Tony McGillick
Colour field painter and Central Street Gallery co-founder redefining abstraction in post-war Australia.
1941 - 1992
Tony McGillick was a pioneering figure in Australian abstraction and a key force behind the Central Street Gallery (1966–1970), which introduced internationalist aesthetics to Sydney’s art scene. Influenced by American hard-edge and colour field painting, McGillick developed a distinctive visual language of shaped canvases, modular compositions, and later, unstretched and draped works.

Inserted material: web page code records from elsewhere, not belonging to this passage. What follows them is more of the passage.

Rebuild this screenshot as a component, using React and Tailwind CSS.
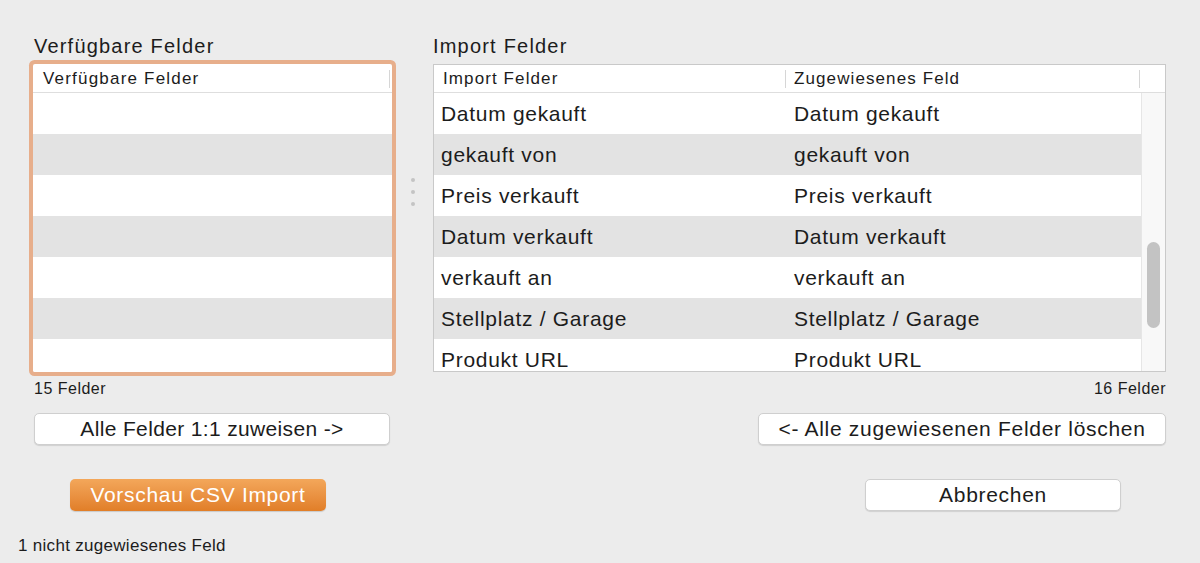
import React from "react";

const font = { fontFamily: '"Liberation Sans", Arial, sans-serif' };

const importRows = [
  ["Datum gekauft", "Datum gekauft"],
  ["gekauft von", "gekauft von"],
  ["Preis verkauft", "Preis verkauft"],
  ["Datum verkauft", "Datum verkauft"],
  ["verkauft an", "verkauft an"],
  ["Stellplatz / Garage", "Stellplatz / Garage"],
  ["Produkt URL", "Produkt URL"],
];

function HeaderTick() {
  return <span className="w-px h-[18px] bg-[#d6d6d6] shrink-0" />;
}

function AvailableList() {
  return (
    <div className="h-[308px] bg-white rounded-[2px] ring-4 ring-[#e7ae8b] flex flex-col overflow-hidden">
      <div className="h-[29px] shrink-0 flex items-center border-b border-[#dedede] pl-[10px] pr-[2px] pt-[2px]">
        <span className="flex-1 text-[17px] tracking-[1.2px] text-[#1c1c1c]">Verfügbare Felder</span>
        <HeaderTick />
      </div>
      <div className="flex-1 flex flex-col overflow-hidden">
        {[0, 1, 2, 3, 4, 5, 6].map((i) => (
          <div key={i} className={`h-[41px] shrink-0 ${i % 2 === 1 ? "bg-[#e3e3e3]" : "bg-white"}`} />
        ))}
      </div>
    </div>
  );
}

function ImportList() {
  return (
    <div className="h-[308px] bg-white border border-[#c9c9c9] flex flex-col overflow-hidden">
      <div className="h-[28px] shrink-0 flex items-center border-b border-[#dedede] pt-[1px]">
        <div className="w-[352px] flex items-center pl-[9px]">
          <span className="flex-1 text-[17px] tracking-[1.1px] text-[#1c1c1c]">Import Felder</span>
          <HeaderTick />
        </div>
        <div className="w-[354px] flex items-center pl-[8px]">
          <span className="flex-1 text-[17px] tracking-[1.1px] text-[#1c1c1c]">Zugewiesenes Feld</span>
          <HeaderTick />
        </div>
      </div>
      <div className="flex-1 flex overflow-hidden">
        <div className="w-[707px] flex flex-col">
          {importRows.map(([a, b], i) => (
            <div
              key={a}
              className={`h-[41px] shrink-0 flex items-center text-[21px] tracking-[0.7px] text-[#1c1c1c] ${
                i % 2 === 1 ? "bg-[#e3e3e3]" : "bg-white"
              }`}
            >
              <span className="w-[352px] pl-[7px]">{a}</span>
              <span className="pl-[8px]">{b}</span>
            </div>
          ))}
        </div>
        <div className="flex-1 bg-[#f8f8f8] border-l border-[#e6e6e6] pl-[5px] pt-[149px]">
          <div className="w-[13px] h-[86px] rounded-full bg-[#c3c3c3]" />
        </div>
      </div>
    </div>
  );
}

function MacButton({ children, className = "" }) {
  return (
    <button
      className={`h-[32px] bg-white rounded-[5px] border border-[#cfcfcf] shadow-[0_1px_1px_rgba(0,0,0,0.12)] text-[21px] text-[#1c1c1c] flex items-center justify-center ${className}`}
    >
      {children}
    </button>
  );
}

export default function App() {
  return (
    <div className="w-[1200px] h-[563px] bg-[#ececec] overflow-hidden" style={font}>
      <div className="flex pt-[35px] pl-[33px]">
        {/* left column */}
        <div className="w-[359px] flex flex-col">
          <div className="h-[22px] leading-[22px] text-[20px] tracking-[1.2px] text-[#1c1c1c] pl-px">
            Verfügbare Felder
          </div>
          <div className="mt-[7px]">
            <AvailableList />
          </div>
          <div className="mt-[7px] h-[20px] leading-[20px] text-[16px] tracking-[0.5px] text-[#1c1c1c] pl-px">
            15 Felder
          </div>
          <MacButton className="mt-[14px] ml-px w-[356px] tracking-[0.35px]">Alle Felder 1:1 zuweisen -&gt;</MacButton>
          <button className="mt-[34px] ml-[37px] w-[256px] h-[32px] rounded-[5px] bg-gradient-to-b from-[#f3a75a] to-[#e17e27] shadow-[0_1px_1px_rgba(0,0,0,0.15)] text-white text-[21px] tracking-[0.7px] flex items-center justify-center">
            Vorschau CSV Import
          </button>
        </div>

        {/* splitter */}
        <div className="w-[41px] flex flex-col items-center gap-[8px] pt-[143px]">
          <span className="w-[4px] h-[4px] rounded-full bg-[#c4c4c4]" />
          <span className="w-[4px] h-[4px] rounded-full bg-[#c4c4c4]" />
          <span className="w-[4px] h-[4px] rounded-full bg-[#c4c4c4]" />
        </div>

        {/* right column */}
        <div className="w-[733px] flex flex-col">
          <div className="h-[22px] leading-[22px] text-[20px] tracking-[1.2px] text-[#1c1c1c]">Import Felder</div>
          <div className="mt-[7px]">
            <ImportList />
          </div>
          <div className="mt-[7px] h-[20px] leading-[20px] text-[16px] tracking-[0.5px] text-[#1c1c1c] text-right">
            16 Felder
          </div>
          <MacButton className="mt-[14px] self-end w-[408px] tracking-[0.7px]">
            &lt;- Alle zugewiesenen Felder löschen
          </MacButton>
          <MacButton className="mt-[34px] self-end mr-[45px] w-[256px] tracking-[0.7px]">Abbrechen</MacButton>
        </div>
      </div>
      <div className="mt-[25px] pl-[18px] h-[20px] leading-[20px] text-[17px] tracking-[0.3px] text-[#1c1c1c]">
        1 nicht zugewiesenes Feld
      </div>
    </div>
  );
}
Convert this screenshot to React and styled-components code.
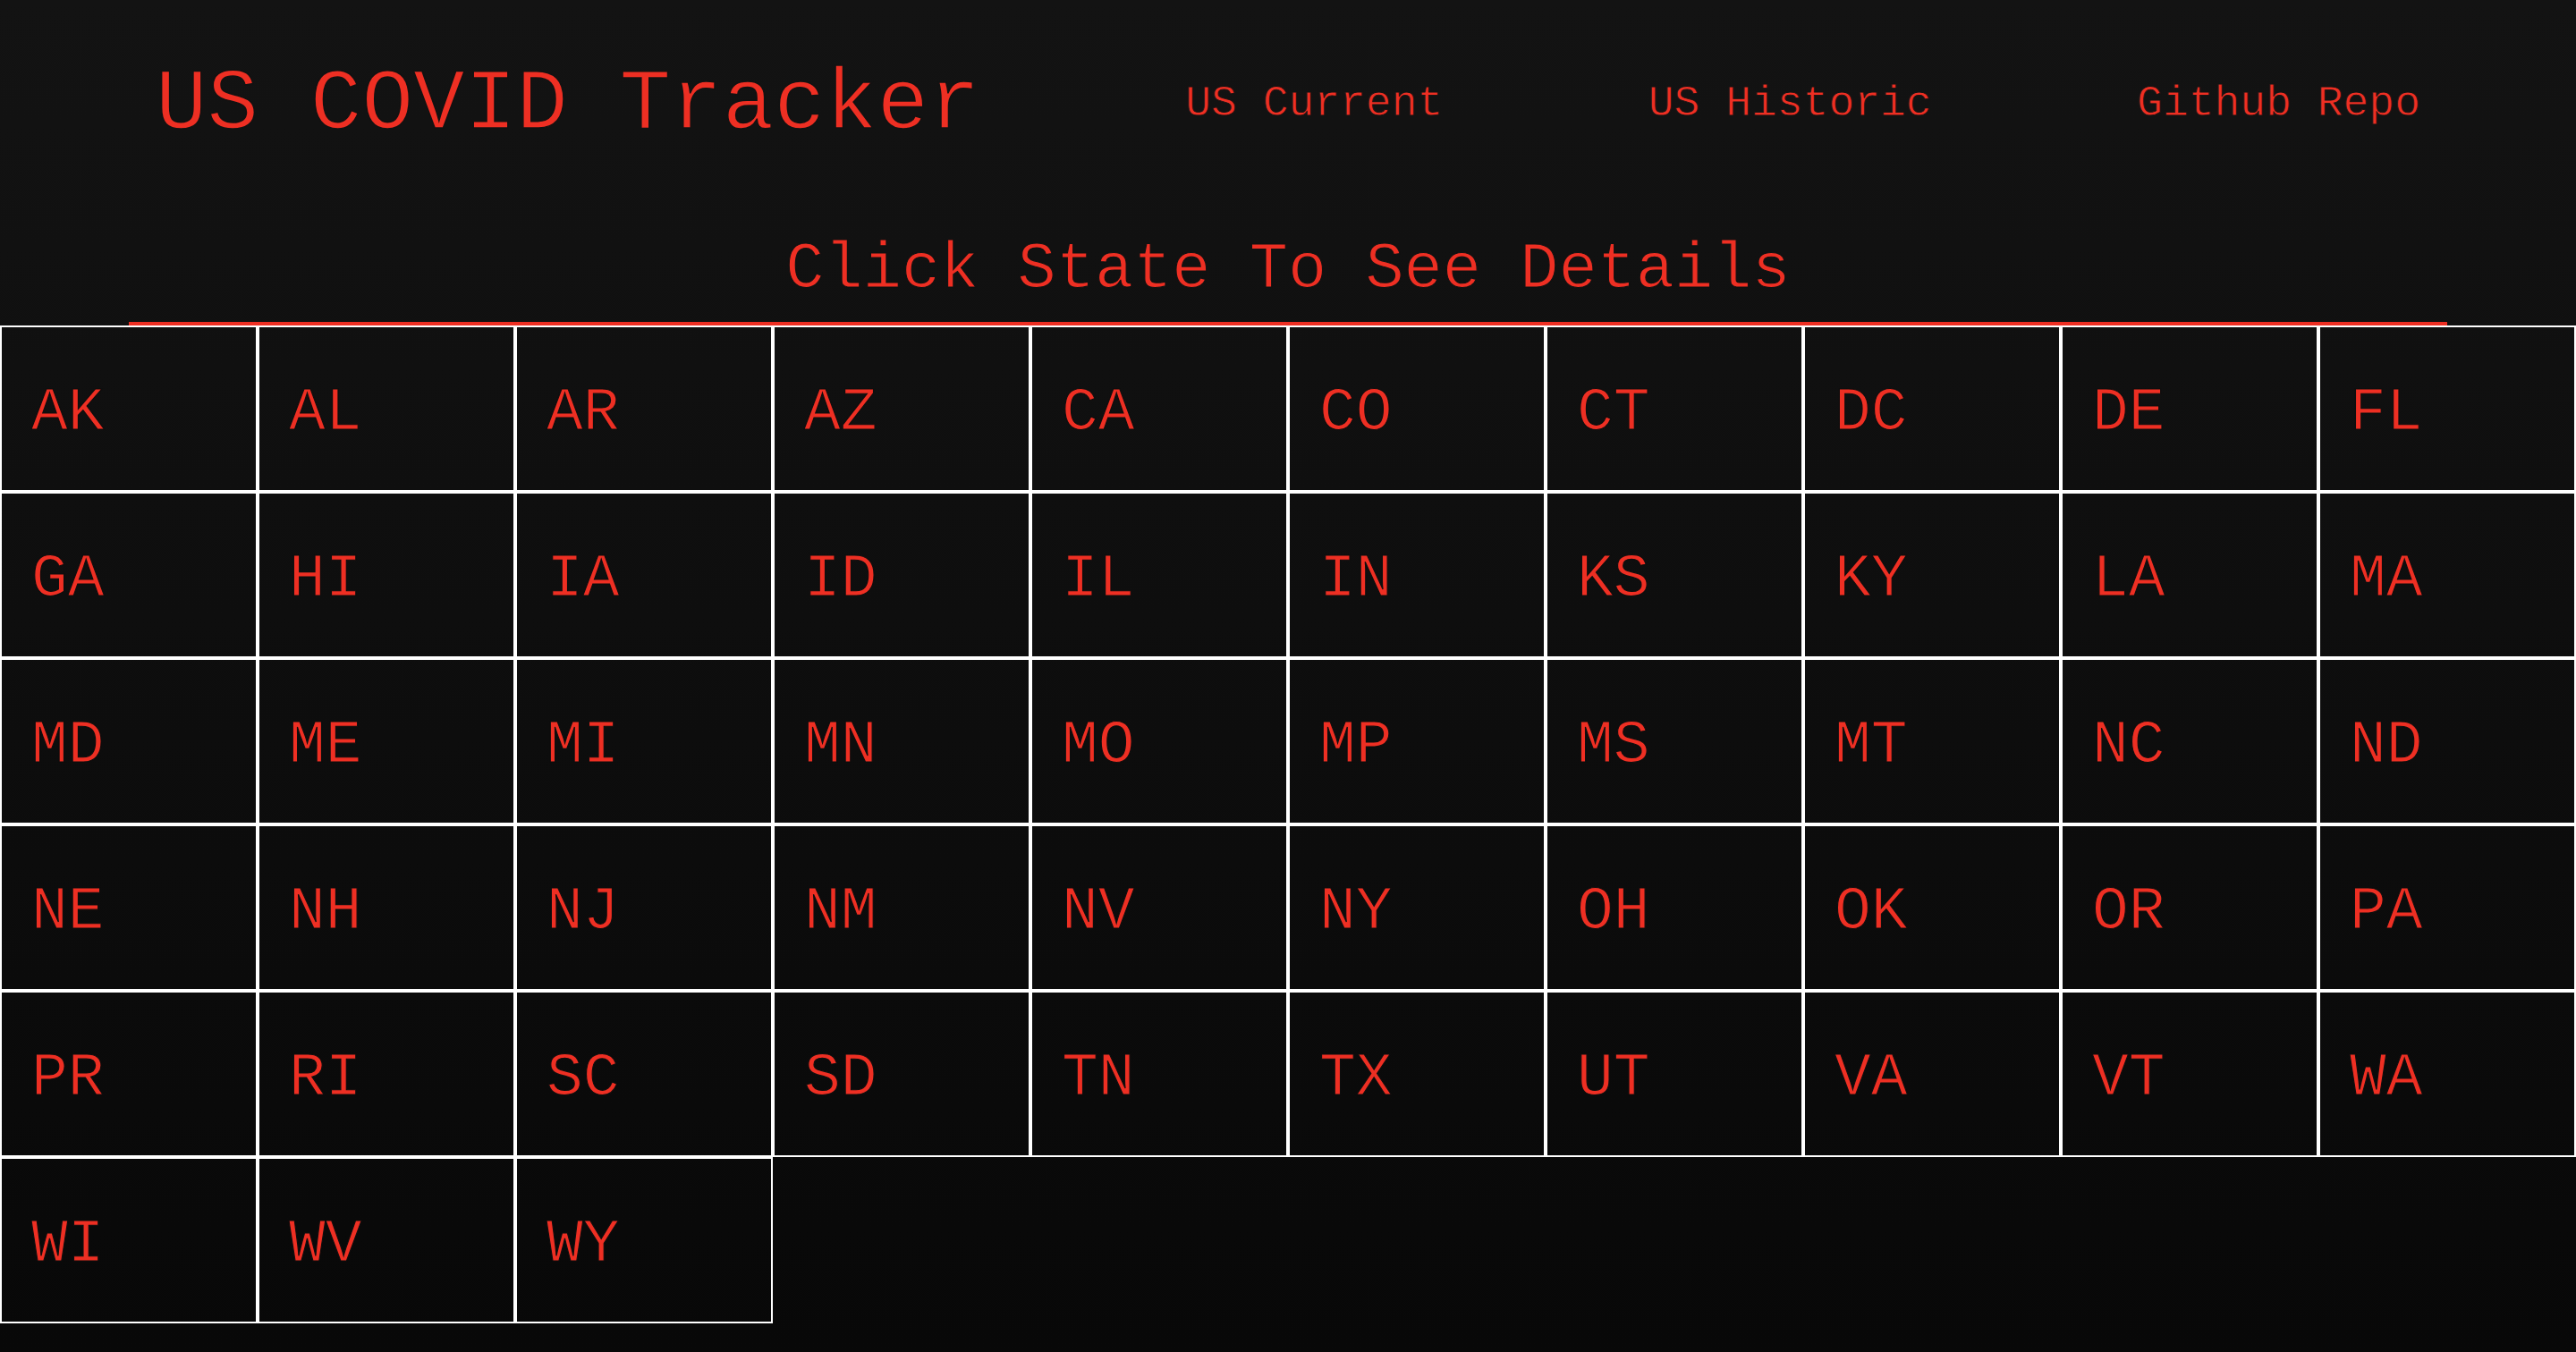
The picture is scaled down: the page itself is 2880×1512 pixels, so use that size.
import React from "react";
import styled, { createGlobalStyle } from "styled-components";

const STATES = [
  "AK", "AL", "AR", "AZ", "CA", "CO", "CT", "DC", "DE", "FL",
  "GA", "HI", "IA", "ID", "IL", "IN", "KS", "KY", "LA", "MA",
  "MD", "ME", "MI", "MN", "MO", "MP", "MS", "MT", "NC", "ND",
  "NE", "NH", "NJ", "NM", "NV", "NY", "OH", "OK", "OR", "PA",
  "PR", "RI", "SC", "SD", "TN", "TX", "UT", "VA", "VT", "WA",
  "WI", "WV", "WY",
];

const RED = "#ee2f23";

const GlobalStyle = createGlobalStyle`
  html, body {
    margin: 0;
    min-height: 100%;
  }
  body {
    min-height: 100vh;
    background: linear-gradient(to bottom, #131313, #080808);
    color: ${RED};
    font-family: "Liberation Mono", "DejaVu Sans Mono", monospace;
  }
`;

function Header() {
  return (
    <NavBar>
      <Title>US COVID Tracker</Title>
      <NavLink href="#">US Current</NavLink>
      <NavLink href="#">US Historic</NavLink>
      <NavLink href="#">Github Repo</NavLink>
    </NavBar>
  );
}

function StateGrid() {
  return (
    <Grid>
      {STATES.map((code) => (
        <StateCell key={code}>{code}</StateCell>
      ))}
    </Grid>
  );
}

export default function App() {
  return (
    <>
      <GlobalStyle />
      <Page>
        <Header />
        <Heading>Click State To See Details</Heading>
        <StateGrid />
      </Page>
    </>
  );
}

const Page = styled.div`
  display: flex;
  flex-direction: column;
`;

const NavBar = styled.nav`
  display: flex;
  align-items: center;
  justify-content: space-between;
  padding: 70px 174px 0;
  height: 96px;
`;

/* thin the regular mono face down towards a light weight */
const Title = styled.h1`
  margin: 0;
  font-size: 96px;
  font-weight: 400;
  line-height: 1;
  color: ${RED};
  white-space: nowrap;
  -webkit-text-stroke: 1.5px #121212;
`;

const NavLink = styled.a`
  margin-bottom: 4px;
  font-size: 48px;
  line-height: 1;
  color: ${RED};
  text-decoration: none;
  white-space: nowrap;
  -webkit-text-stroke: 0.8px #121212;
`;

const Heading = styled.h2`
  width: 90%;
  margin: 100px auto 0;
  padding-bottom: 22px;
  border-bottom: 4px solid ${RED};
  text-align: center;
  font-size: 72px;
  font-weight: 400;
  line-height: 1;
  color: ${RED};
  -webkit-text-stroke: 1.2px #121212;
`;

const Grid = styled.div`
  display: grid;
  grid-template-columns: repeat(10, 1fr);
  grid-auto-rows: 186px;
`;

const StateCell = styled.div`
  box-sizing: border-box;
  display: flex;
  align-items: center;
  padding: 8px 33px 0;
  border: 2px solid #ffffff;
  font-size: 68px;
  color: ${RED};
  cursor: pointer;
  -webkit-text-stroke: 1.2px #0e0e0e;
`;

McGillick studied at the Julian Ashton Art School before spending six years in London, where he exhibited in group shows across Europe, including in London, Edinburgh, and Frankfurt. Returning to Sydney in 1965, he co-founded Central Street Gallery, a space that championed contemporary abstraction and conceptual art, and helped launch a new generation of artists. His work was included in the landmark 1968 exhibition The Field at the National Gallery of Victoria, a defining moment in Australian modernism.
Although he held only a handful of solo exhibitions during his lifetime—including at Pinacotheca (1968) and in the NGV’s Survey 6 series (1978)—his influence was far-reaching. A posthumous retrospective at Sherman Galleries (1993) and the 2018 exhibition A Field of Colour at Macquarie University Art Gallery have since affirmed his legacy. His work is held in major public collections, including the Art Gallery of NSW, National Gallery of Victoria, QAGOMA, and the UTS Art Collection.